La Corte partenopea ha negato significato ai fini della validità della delibera all’esistenza nell’unico edificio di più verticali interne, e ritenuto non esaustiva la specificazione dei beni ad esse comuni contenuta nel regolamento del Condominio, senza in alcun modo chiarire le ragioni per le quali, nonostante le deduzioni dell’appellante sulle diversità di provenienza e particolarità strutturali delle costruzioni e sul riscontro della loro autonomia costituito dalle previsioni del regolamento condominiale, doveva escludersi che il civico n. 19 desse accesso a due distinti corpi di fabbrica tra loro unicamente aderenti ovvero poteva essere comunque fatta applicazione, in via analogica, della presunzione di comunione delle parti elencate nell’art. 1117 c.c..

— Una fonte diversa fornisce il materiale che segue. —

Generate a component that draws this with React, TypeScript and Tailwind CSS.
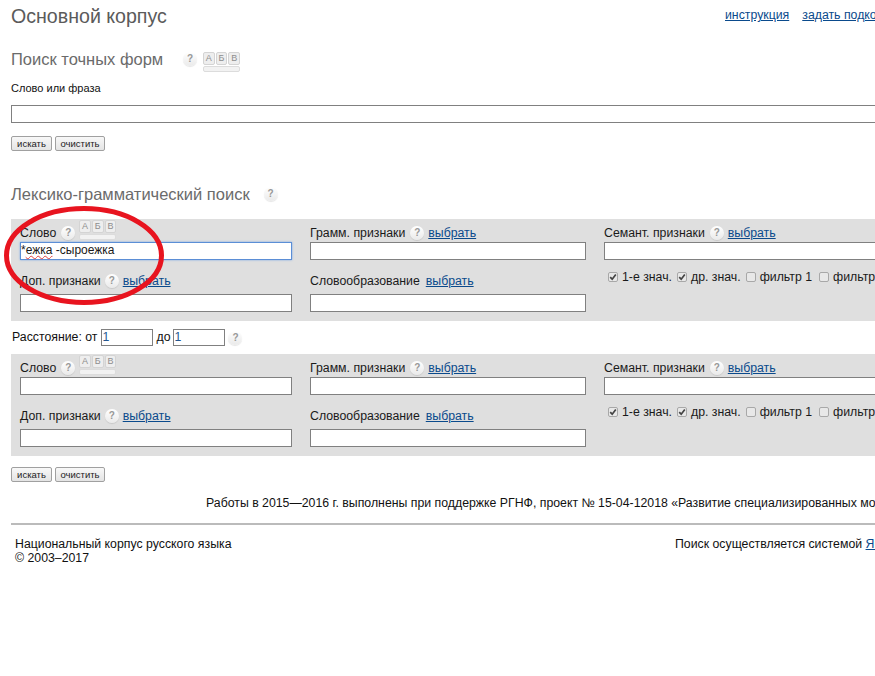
import React from "react";

const Help = ({ className = "" }: { className?: string }) => (
  <span className={`inline-flex items-center justify-center w-[14px] h-[14px] rounded-full bg-gradient-to-b from-[#ffffff] to-[#eaeaea] shadow-[0_1px_1px_rgba(0,0,0,0.1)] text-[10px] font-bold leading-none text-[#989898] ${className}`}>?</span>
);

const Keys = ({ className = "" }: { className?: string }) => (
  <span className={`inline-flex flex-col w-[37px] h-[20px] ${className}`}>
    <span className="flex h-[13px] gap-px">
      {["А", "Б", "В"].map((k) => (
        <span key={k} className="flex-1 flex items-center justify-center border border-[#d4d4d4] rounded-[2px] bg-[#eeeeee] text-[9px] leading-none text-[#8d8d8d]">{k}</span>
      ))}
    </span>
    <span className="mt-px h-[6px] border border-[#dcdcdc] rounded-[2px] bg-[#f2f2f2]"></span>
  </span>
);

const Link = ({ children, className = "" }: { children: React.ReactNode; className?: string }) => (
  <a href="#" className={`text-[#0a4a8c] underline ${className}`}>{children}</a>
);

const Field = ({ className = "" }: { className?: string }) => (
  <input type="text" className={`block h-[18px] border border-[#808080] bg-white outline-none ${className}`} />
);

const Check = ({ checked, label, className = "" }: { checked?: boolean; label: string; className?: string }) => (
  <span className={`flex items-center ${className}`}>
    <span className="w-[10px] h-[10px] mr-[4px] rounded-[2px] border border-[#a8a8a8] bg-[#e8e8e8] flex items-center justify-center">
      {checked && (
        <svg width="8" height="8" viewBox="0 0 8 8"><path d="M1.2 4.2 L3.2 6.2 L6.8 1.6" fill="none" stroke="#444" strokeWidth="1.7" /></svg>
      )}
    </span>
    {label}
  </span>
);

const Panel = ({ first }: { first?: boolean }) => (
  <div className="bg-[#dfdfdf] h-[102px] w-[1100px] pl-[9px] flex text-[12.3px] leading-[14px] text-[#1a1a1a]">
    <div className="w-[272px]">
      <div className="h-[23px] flex items-end pb-[2px] relative">
        <span>Слово</span>
        <Help className="ml-[5px]" />
        <Keys className="ml-[4px]" />
      </div>
      {first ? (
        <div className="h-[18px] border border-[#5b8ed6] bg-white shadow-[0_0_2px_#7aa7e6] text-[12px] leading-[15px] whitespace-pre">
          *<span className="underline decoration-wavy decoration-[#e04040] decoration-1">ежка</span> -сыроежка
        </div>
      ) : (
        <Field className="w-full" />
      )}
      <div className="h-[16px] mt-[13px] flex items-center">
        <span>Доп. признаки</span>
        <Help className="ml-[4px]" />
        <Link className="ml-[4px]">выбрать</Link>
      </div>
      <Field className="w-full mt-[5px]" />
    </div>
    <div className="w-[276px] ml-[18px]">
      <div className="h-[23px] flex items-end pb-[2px]">
        <span>Грамм. признаки</span>
        <Help className="ml-[5px]" />
        <Link className="ml-[4px]">выбрать</Link>
      </div>
      <Field className="w-full" />
      <div className="h-[16px] mt-[13px] flex items-center">
        <span>Словообразование</span>
        <Link className="ml-[6px]">выбрать</Link>
      </div>
      <Field className="w-full mt-[5px]" />
    </div>
    <div className="w-[300px] ml-[18px]">
      <div className="h-[23px] flex items-end pb-[2px]">
        <span>Семант. признаки</span>
        <Help className="ml-[5px]" />
        <Link className="ml-[4px]">выбрать</Link>
      </div>
      <Field className="w-full" />
      <div className="flex mt-[10px] ml-[4px] whitespace-nowrap">
        <Check checked label="1-е знач." />
        <Check checked label="др. знач." className="ml-[5px]" />
        <Check label="фильтр 1" className="ml-[5px]" />
        <Check label="фильтр 2" className="ml-[7px]" />
      </div>
    </div>
  </div>
);

const Buttons = ({ className = "" }: { className?: string }) => (
  <div className={`flex gap-[3px] ${className}`}>
    {[["искать", "w-[41px]"], ["очистить", "w-[50px]"]].map(([t, w]) => (
      <button key={t} className={`${w} h-[15px] border border-[#a0a0a0] rounded-[2px] bg-gradient-to-b from-[#f8f8f8] to-[#e4e4e4] text-[9.5px] leading-[12px] text-[#222]`}>{t}</button>
    ))}
  </div>
);

export default function App() {
  return (
    <div className="w-[875px] h-[676px] overflow-hidden relative bg-white font-['Liberation_Sans',Arial,sans-serif] text-[#1a1a1a]">
      <div className="w-[1200px] pl-[11px]">
        <div className="flex items-start h-[47px]">
          <h1 className="text-[19.6px] leading-[24px] mt-[4px] font-normal text-[#5b5b5b] whitespace-nowrap">Основной корпус</h1>
          <div className="absolute left-[725px] top-[8px] text-[12.3px] leading-[14px] whitespace-nowrap flex gap-[13px]">
            <Link>инструкция</Link>
            <Link>задать подкорпус</Link>
          </div>
        </div>

        <div className="flex items-center h-[24px]">
          <h2 className="text-[16.5px] leading-[20px] font-normal text-[#6b6b6b] w-[172px] whitespace-nowrap">Поиск точных форм</h2>
          <Help className="mb-[1px]" />
          <Keys className="ml-[6px] mt-[5px]" />
        </div>
        <div className="text-[11px] leading-[13px] text-[#111] mt-[11px]">Слово или фраза</div>
        <Field className="w-[1100px] h-[16px] mt-[10px]" />
        <Buttons className="mt-[13px]" />

        <div className="flex items-center h-[20px] mt-[33px]">
          <h2 className="text-[16.5px] leading-[20px] font-normal text-[#6b6b6b] whitespace-nowrap">Лексико-грамматический поиск</h2>
          <Help className="ml-[14px]" />
        </div>

        <div className="mt-[15px]"><Panel first /></div>

        <div className="flex items-center h-[17px] mt-[8px] ml-px text-[12.3px] text-[#111]">
          <span>Расстояние: от</span>
          <input defaultValue="1" className="ml-[4px] w-[52px] h-[17px] border border-[#808080] bg-white text-[12.3px] text-[#23558f] outline-none" />
          <span className="ml-[3px]">до</span>
          <input defaultValue="1" className="ml-[3px] w-[52px] h-[17px] border border-[#808080] bg-white text-[12.3px] text-[#23558f] outline-none" />
          <Help className="ml-[3px]" />
        </div>

        <div className="mt-[8px]"><Panel /></div>

        <Buttons className="mt-[11px]" />

        <div className="mt-[14px] ml-[195px] text-[12.3px] leading-[14px] text-[#111] whitespace-nowrap">
          Работы в 2015—2016 г. выполнены при поддержке РГНФ, проект № 15-04-12018 «Развитие специализированных модулей»
        </div>

        <div className="mt-[13px] h-[2px] w-[1100px] bg-[#bbbbbb]"></div>

        <div className="flex mt-[12px] text-[12.3px] leading-[14px] text-[#111]">
          <div className="ml-[4px] w-[660px]">
            <div>Национальный корпус русского языка</div>
            <div>© 2003–2017</div>
          </div>
          <div className="whitespace-nowrap">Поиск осуществляется системой <Link>Яндекс</Link></div>
        </div>
      </div>

      <svg className="absolute left-0 top-[200px] pointer-events-none" width="175" height="112" viewBox="0 0 175 112">
        <ellipse cx="84" cy="55.5" rx="77.5" ry="47" fill="none" stroke="#e8141f" strokeWidth="5" />
      </svg>
    </div>
  );
}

Alla rilevanza della carenza di motivazione non osta l’ulteriore ratio decidendi della validità della delibera, in quanto adottata all’unanimità dei presenti “dopo la verifica della sussistenza della maggioranza di legge separatamente per ciascuna delle due collettività di condomini”, posto che la delibera, comportando la ratifica da parte di ciascuna “collettività” delle spese non solo relative alla facciata della propria verticale, ma anche di quelle relative all’altra, si risolveva, in ipotesi di autonomi corpi di fabbrica, nella reciproca assunzione di un obbligo di contribuire ad oneri concernenti cose di esclusiva proprietà altrui, che doveva essere necessariamente assentita da rutti i condomini del complesso immobiliare.

Alla fondatezza del primo motivo segue la cassazione della sentenza con assorbimento del secondo, che lamenta, in relazione all’art. 360 c.p.c., nn. 3 e 5, la violazione e falsa applicazione dell’art. 345 c.p.c., e l’omessa, insufficiente e contraddittoria motivazione, avendo la sentenza ritenuto inammissibile la deduzione dell’illegittimità della delibera per l’omessa partecipazione ad essa dei proprietari delle unità immobiliari con accesso dal civico n. 5, e non provata la loro qualità di condomini dell’edificio avente accesso dal n. 19.

La causa va rinviata per nuovo giudizio ad altra sezione della Corte di appello di Napoli, che provvederà anche in ordine alle spese del grado di legittimità.

PQM

Accoglie il primo motivo di ricorso e dichiara assorbito l’esame del secondo.

Cassa la sentenza impugnata in relazione al motivo accolto e rinvia la causa, anche per le spese, ad altra sezione della Corte di appello di Napoli.

Così deciso in Roma, nella Camera di consiglio, il 16 marzo 2010.